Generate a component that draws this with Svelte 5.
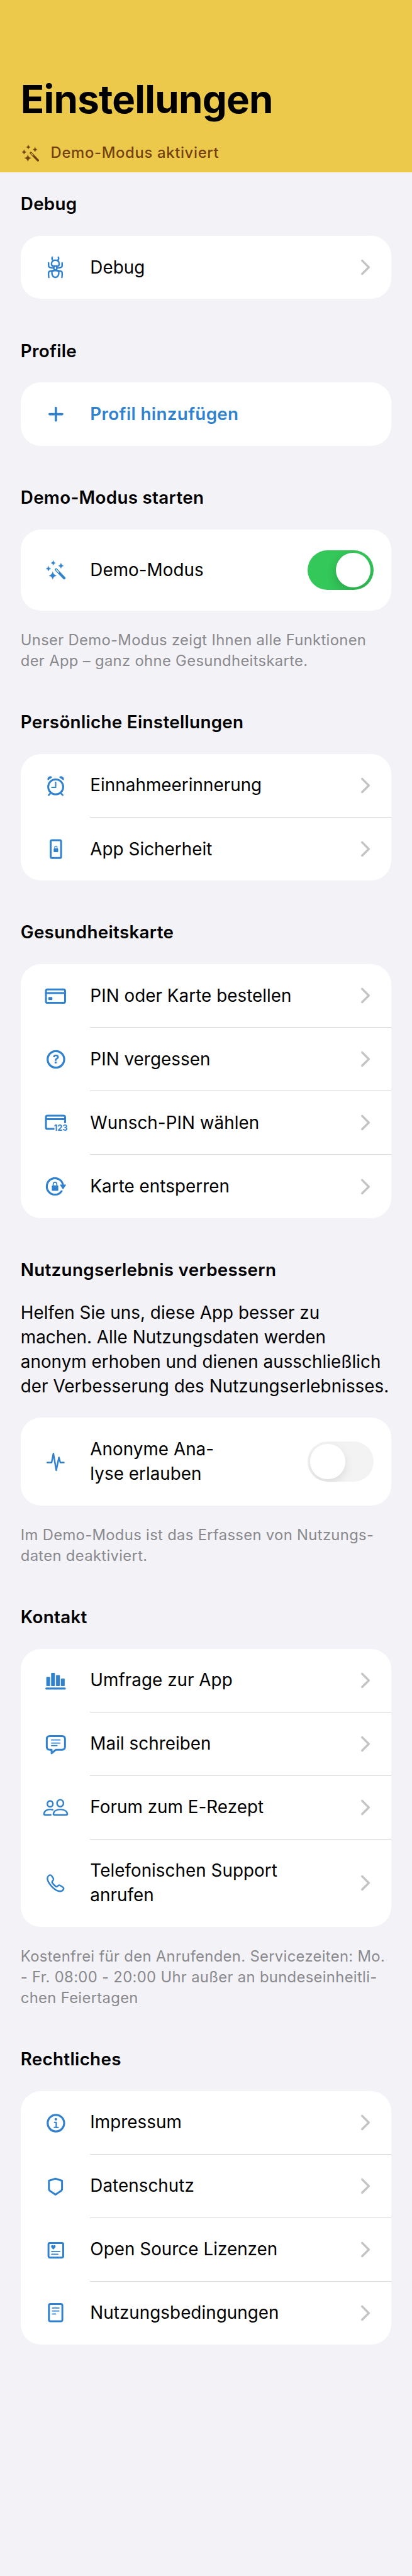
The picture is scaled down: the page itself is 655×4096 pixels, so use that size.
<script>
  let demoMode = $state(true);

  const sections = [
    { title: 'Debug', rows: [{ icon: 'bug', label: 'Debug' }] },
    { title: 'Profile', rows: [{ icon: 'plus', label: 'Profil hinzufügen', kind: 'action' }] },
    {
      title: 'Demo-Modus starten',
      rows: [{ icon: 'wand', label: 'Demo-Modus', kind: 'switch' }],
      foot: ['Unser Demo-Modus zeigt Ihnen alle Funktionen', 'der App – ganz ohne Gesundheitskarte.']
    },
    {
      title: 'Persönliche Einstellungen',
      rows: [
        { icon: 'alarm', label: 'Einnahmeerinnerung' },
        { icon: 'device', label: 'App Sicherheit' }
      ]
    },
    {
      title: 'Gesundheitskarte',
      rows: [
        { icon: 'card', label: 'PIN oder Karte bestellen' },
        { icon: 'question', label: 'PIN vergessen' },
        { icon: 'cardpin', label: 'Wunsch-PIN wählen' },
        { icon: 'unlock', label: 'Karte entsperren' }
      ]
    },
    {
      title: 'Nutzungserlebnis verbessern',
      intro: [
        'Helfen Sie uns, diese App besser zu',
        'machen. Alle Nutzungsdaten werden',
        'anonym erhoben und dienen ausschließlich',
        'der Verbesserung des Nutzungserlebnisses.'
      ],
      rows: [{ icon: 'pulse', label: 'Anonyme Ana-\nlyse erlauben', kind: 'disabled', tall: true }],
      foot: ['Im Demo-Modus ist das Erfassen von Nutzungs-', 'daten deaktiviert.']
    },
    {
      title: 'Kontakt',
      rows: [
        { icon: 'bars', label: 'Umfrage zur App' },
        { icon: 'bubble', label: 'Mail schreiben' },
        { icon: 'people', label: 'Forum zum E-Rezept' },
        { icon: 'phone', label: 'Telefonischen Support\nanrufen', tall: true }
      ],
      foot: [
        'Kostenfrei für den Anrufenden. Servicezeiten: Mo.',
        '- Fr. 08:00 - 20:00 Uhr außer an bundeseinheitli-',
        'chen Feiertagen'
      ]
    },
    {
      title: 'Rechtliches',
      rows: [
        { icon: 'info', label: 'Impressum' },
        { icon: 'shield', label: 'Datenschutz' },
        { icon: 'licence', label: 'Open Source Lizenzen' },
        { icon: 'document', label: 'Nutzungsbedingungen' }
      ]
    }
  ];

  // Four-pointed sparkle centred on (x, y)
  const star = (x, y, r) => {
    const k = r * 0.17;
    return `M${x} ${y - r}Q${x + k} ${y - k} ${x + r} ${y}Q${x + k} ${y + k} ${x} ${y + r}Q${x - k} ${y + k} ${x - r} ${y}Q${x - k} ${y - k} ${x} ${y - r}z`;
  };
</script>

{#snippet wand(background)}
  <g fill="currentColor" stroke="currentColor" stroke-width=".6">
    <path d={star(30.3, 13.4, 5.2)} />
    <path d={star(48.3, 20, 6)} />
    <path d={star(19, 26.6, 5.8)} />
    <path d={star(29, 42.8, 8.6)} />
  </g>
  <path d="M37 29L56 48.8" stroke-width="6" />
  <path d="M37.2 29.3L43 35.3" stroke={background} stroke-width="2.2" />
{/snippet}

{#snippet glyph(name)}
  <svg class="icon" viewBox="0 0 72 60" fill="none" stroke="currentColor" stroke-width="4.4" stroke-linecap="round" stroke-linejoin="round">
    {#if name === 'bug'}
      <g stroke-width="3.6">
        <path d="M28 5.8c-1.3 3.4-.4 6 2.2 7.8M42.3 5.8c1.3 3.4.4 6-2.2 7.8" />
        <path d="M26.2 21.5c0-5.5 3.5-8.6 9-8.6s9 3.1 9 8.6c0 3-1.9 4.7-4.5 4.7h-9c-2.6 0-4.5-1.7-4.5-4.7z" />
        <ellipse cx="35.2" cy="31" rx="3.7" ry="4.4" />
        <path d="M19.4 19v6.3c0 3 1.5 4.4 4.5 4.7l7 .8M51 19v6.3c0 3-1.5 4.4-4.5 4.7l-7 .8" />
        <path d="M20 53c-.9-5-1-8-.6-11 .3-2.2 1.5-3.3 4-3.8l8.2-1.5M50.4 53c.9-5 1-8 .6-11-.3-2.2-1.5-3.3-4-3.8l-8.2-1.5" />
        <path d="M27.2 39.5c-.6 7 1.9 13.3 8 13.3s8.6-6.3 8-13.3c-2-1.8-5-2.5-8-2.5s-6 .7-8 2.5z" />
      </g>
    {:else if name === 'plus'}
      <path d="M36.500 15.500v29.500M21.700 30.200h29.600" stroke-width="5.300" />
    {:else if name === 'wand'}
      {@render wand('#fff')}
    {:else if name === 'alarm'}
      <circle cx="36" cy="32.500" r="17.500" />
      <path d="M36 21.500v12.200h-9" stroke-width="3" />
      <path d="M23 48.500l-3.300 3.200M49 48.500l3.300 3.200" stroke-width="3.800" />
      <path d="M18 16c-1.600-5.200 4.300-9.200 9-6.200zM54 16c1.600-5.200-4.300-9.200-9-6.200z" fill="currentColor" stroke-width="1.800" />
    {:else if name === 'device'}
      <rect x="24.300" y="8.900" width="24.300" height="41.500" rx="3" />
      <rect x="31.300" y="28" width="10.400" height="8.600" rx="1.200" fill="currentColor" stroke="none" />
      <path d="M33.600 28.500v-2.500a2.900 3.300 0 0 1 5.800 0v2.500" stroke-width="1.800" />
    {:else if name === 'card'}
      <rect x="13.300" y="14.900" width="44.600" height="31.400" rx="3.500" />
      <path d="M13.300 23.600h44.600" />
      <rect x="19" y="32.800" width="9.200" height="7.200" rx="1.800" fill="currentColor" stroke="none" />
    {:else if name === 'question'}
      <circle cx="36.500" cy="30" r="19.300" stroke-width="4.800" />
      <text x="36.500" y="40" font-size="28" text-anchor="middle">?</text>
    {:else if name === 'cardpin'}
      <path d="M33 44.200H16.800c-2.300 0-3.500-1.200-3.500-3.500v-24c0-2.300 1.200-3.500 3.500-3.500h37.600c2.300 0 3.500 1.200 3.500 3.500V30.300M13.300 21.400h44.600" stroke-linecap="butt" />
      <text class="digits" x="31.800" y="48" font-size="19.700" textLength="32" lengthAdjust="spacingAndGlyphs">123</text>
    {:else if name === 'unlock'}
      <path d="M53.200 27.500A19.100 19.100 0 1 0 49.800 41.200" stroke-width="4.600" />
      <path d="M47.200 26.700h11.800l-5.900 8.700z" fill="currentColor" stroke-width="2.200" />
      <rect x="27" y="27.800" width="15" height="12.600" rx="1.800" fill="currentColor" stroke="none" />
      <path d="M30.200 28.500v-3.500a4.200 4.600 0 0 1 8.400 0v3.500" stroke-width="2.500" />
    {:else if name === 'pulse'}
      <path d="M16.500 31.600h10L30.700 10.800 37.300 49.600 43.500 19.800 46.700 31.600h8.300" stroke-width="3.700" />
    {:else if name === 'bars'}
      <path d="M14 48.300h43.300" stroke-width="4.600" />
      <g fill="currentColor" stroke="none">
        <rect x="14.100" y="21.300" width="8.900" height="21.400" rx="1.500" />
        <rect x="25.300" y="11.600" width="9" height="31.100" rx="1.500" />
        <rect x="36.800" y="16.700" width="9" height="26" rx="1.500" />
        <rect x="48" y="24.900" width="9" height="17.800" rx="1.500" />
      </g>
    {:else if name === 'bubble'}
      <path d="M22 11h29c4.500 0 6.700 2.300 6.700 6.800v18.200c0 4.500-2.200 6.800-6.700 6.800H36.500L26.500 51V42.800H22c-4.500 0-6.800-2.300-6.800-6.800V17.800C15.200 13.300 17.500 11 22 11z" />
      <path d="M26.300 20h19.800M26.300 27.200h19.800M26.300 33.200h12.800" stroke-width="2.600" />
    {:else if name === 'people'}
      <g stroke-width="3.600">
        <ellipse cx="46.600" cy="19.400" rx="7.500" ry="8.200" />
        <ellipse cx="23" cy="20.800" rx="6.500" ry="7" />
        <path d="M30.600 44.500C31.500 38 38 33.900 46.900 33.900S62.300 38 63.200 44.500c.1 1.400-.5 2-2 2H32.600c-1.500 0-2.100-.6-2-2z" />
        <path d="M24.500 46.500H10.600c-1.500 0-2.100-.6-2-2C9.600 37.600 15.500 33.900 23 33.900c2.300 0 4.300.3 6 .8" />
      </g>
    {:else if name === 'phone'}
      <path d="M23.500 10.800c2 0 3 1.500 4 3.200l3 5c1 1.800.5 3-.6 4.300l-2 2.300c-1 1.200-.9 2 0 3.400 2.300 3.500 5 6.300 8.500 8.600 1.400.9 2.300.9 3.400-.1l2.200-2c1.300-1.100 2.600-1.400 4.200-.4l6 3.800c2.500 1.700 2.900 3.500 1.700 5.600-2.400 4-6.500 5.200-12 3.600C33 45.500 20.500 33 17.200 22.500c-1.400-5 .5-9.200 4-11.200.8-.4 1.500-.5 2.300-.5z" stroke-width="3.600" />
    {:else if name === 'info'}
      <circle cx="36.500" cy="30.800" r="19.200" stroke-width="4.700" />
      <circle cx="36.400" cy="21.600" r="3" fill="currentColor" stroke="none" />
      <path d="M33.300 29h3.900v11.700M32.700 40.700h9" stroke-width="3.200" />
    {:else if name === 'shield'}
      <path d="M35.500 12L50.800 16.800V35.500c0 3-1.700 5-4.300 6.500L35.500 49.300 24.500 42c-2.600-1.500-4.300-3.500-4.300-6.500V16.800z" />
    {:else if name === 'licence'}
      <rect x="19.200" y="13.800" width="34.300" height="34.100" rx="3" />
      <path d="M30.500 28.500c-7-4.500-5.500-9.300-2.600-9.300 1.400 0 2.200.8 2.600 1.700.4-.9 1.200-1.700 2.600-1.700 2.900 0 4.400 4.800-2.600 9.300z" fill="currentColor" stroke-width=".6" />
      <path d="M26.500 33.600h19.500M26.500 40.300h14.800" stroke-width="2.600" />
    {:else if name === 'document'}
      <rect x="20.200" y="9.700" width="31.300" height="40.200" rx="3.500" />
      <path d="M28.300 18.900h15.400M28.300 25.800h15.400M28.300 32.900h7.600" stroke-width="2.600" />
    {/if}
  </svg>
{/snippet}

<div class="page">
  <header>
    <h1>Einstellungen</h1>
    <div class="banner">
      <svg viewBox="0 0 72 60" fill="none" stroke="currentColor" stroke-linecap="round">{@render wand('#ecc94b')}</svg>
      <span>Demo-Modus aktiviert</span>
    </div>
  </header>

  <main>
    {#each sections as section}
      <section class:noted={section.foot}>
        <h2>{section.title}</h2>
        {#if section.intro}
          <p class="intro">{section.intro.join('\n')}</p>
        {/if}
        <div class="card">
          {#each section.rows as row}
            <div class="row" class:tall={row.tall} class:switch-row={row.kind === 'switch'}>
              <div class="lead">{@render glyph(row.icon)}</div>
              <div class="body">
                <span class="label" class:action={row.kind === 'action'}>{row.label}</span>
                {#if row.kind === 'switch'}
                  <button class="toggle" class:on={demoMode} role="switch" aria-checked={demoMode} aria-label={row.label} onclick={() => (demoMode = !demoMode)}><i></i></button>
                {:else if row.kind === 'disabled'}
                  <button class="toggle" role="switch" aria-checked="false" aria-label={row.label} disabled><i></i></button>
                {:else if !row.kind}
                  <svg class="chevron" viewBox="0 0 24 38" fill="none" stroke="#c4c4c6" stroke-width="5" stroke-linecap="round" stroke-linejoin="round"><path d="M4 3.500L19.500 19 4 34.500" /></svg>
                {/if}
              </div>
            </div>
          {/each}
        </div>
        {#if section.foot}
          <p class="foot">{section.foot.join('\n')}</p>
        {/if}
      </section>
    {/each}
  </main>
</div>

<style>
  :global(body) {
    margin: 0;
    background: #f2f2f7;
  }

  .page {
    --u: 2.048px;
    width: 655px;
    height: 4096px;
    overflow: hidden;
    box-sizing: border-box;
    background: #f2f2f7;
    color: #000;
    font-family: Inter, 'Liberation Sans', sans-serif;
    font-size: 27.8px;
    line-height: calc(19 * var(--u));
    letter-spacing: 0.04px;
  }

  header {
    height: calc(134 * var(--u));
    box-sizing: border-box;
    padding: calc(57 * var(--u)) calc(16 * var(--u)) 0;
    background: #ecc94b;
  }

  h1 {
    margin: 0;
    font-size: 61.8px;
    line-height: calc(40 * var(--u));
    font-weight: 700;
    letter-spacing: -0.77px;
    white-space: nowrap;
  }

  .banner {
    display: flex;
    align-items: center;
    height: calc(16 * var(--u));
    margin-top: calc(13.9 * var(--u));
    color: #744210;
    font-size: 23.8px;
    font-weight: 500;
    line-height: calc(16 * var(--u));
    letter-spacing: 0.68px;
    white-space: nowrap;
  }

  .banner svg {
    flex: none;
    width: 42.8px;
    height: 35.6px;
    margin-left: -5.8px;
    margin-right: 10.8px;
  }

  main {
    padding: calc(15 * var(--u)) calc(16 * var(--u)) 0;
  }

  section {
    margin-bottom: calc(30.9 * var(--u));
  }

  section.noted {
    margin-bottom: calc(29.9 * var(--u));
  }

  h2 {
    margin: 0 0 calc(15.1 * var(--u));
    font-size: 27.8px;
    line-height: calc(19 * var(--u));
    font-weight: 600;
    letter-spacing: 0.29px;
    white-space: nowrap;
  }

  .intro {
    margin: calc(-1 * var(--u)) 0 calc(15.1 * var(--u));
    white-space: pre;
  }

  .card {
    overflow: hidden;
    border-radius: 32px;
    background: #fff;
  }

  .row {
    display: flex;
    height: calc(49 * var(--u));
  }

  .row.switch-row {
    height: calc(63 * var(--u));
  }

  .row.tall {
    height: calc(68 * var(--u));
  }

  .row:not(:last-child) {
    height: calc(49.333 * var(--u));
  }

  .row:not(:last-child) .body {
    border-bottom: 1px solid #d6d6d8;
  }

  .lead {
    flex: none;
    display: flex;
    align-items: center;
    justify-content: center;
    width: calc(54 * var(--u));
    color: #3182ce;
  }

  .icon {
    width: 49.1px;
    height: 40.9px;
  }

  .icon text {
    fill: currentColor;
    stroke: none;
    font-family: Inter, sans-serif;
    font-weight: 700;
    letter-spacing: 0;
  }

  .body {
    flex: 1;
    display: flex;
    align-items: center;
    justify-content: space-between;
    padding-right: calc(14 * var(--u));
  }

  .label {
    white-space: pre;
  }

  .label.action {
    color: #3182ce;
    font-weight: 600;
    letter-spacing: 0.33px;
  }

  .chevron {
    width: 16.4px;
    height: 25.9px;
    margin-right: calc(2.2 * var(--u));
  }

  .toggle {
    flex: none;
    display: flex;
    width: calc(51 * var(--u));
    height: calc(31 * var(--u));
    padding: calc(2 * var(--u));
    border: 0;
    border-radius: calc(15.5 * var(--u));
    background: #f3f3f3;
    overflow: hidden;
  }

  .toggle i {
    width: calc(27 * var(--u));
    height: calc(27 * var(--u));
    border-radius: 50%;
    background: #fff;
    box-shadow: 0 6px 16px rgba(0, 0, 0, 0.1);
  }

  .toggle.on {
    justify-content: flex-end;
    background: #34c759;
  }

  .toggle.on i {
    box-shadow: 0 6px 16px rgba(0, 0, 0, 0.18);
  }

  .foot {
    margin: calc(15.3 * var(--u)) 0 0;
    color: #8a8a8e;
    font-size: 23.8px;
    line-height: calc(16 * var(--u));
    letter-spacing: 0.33px;
    white-space: pre;
  }
</style>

**WHAT IS EXPECTED**.
Skip every picture and return the lines above from the top through the one that contains "let demoMode = $state(true);".

**RESULT**.
Generate a component that draws this with Svelte 5.
The picture is scaled down: the page itself is 655×4096 pixels, so use that size.
<script>
  let demoMode = $state(true);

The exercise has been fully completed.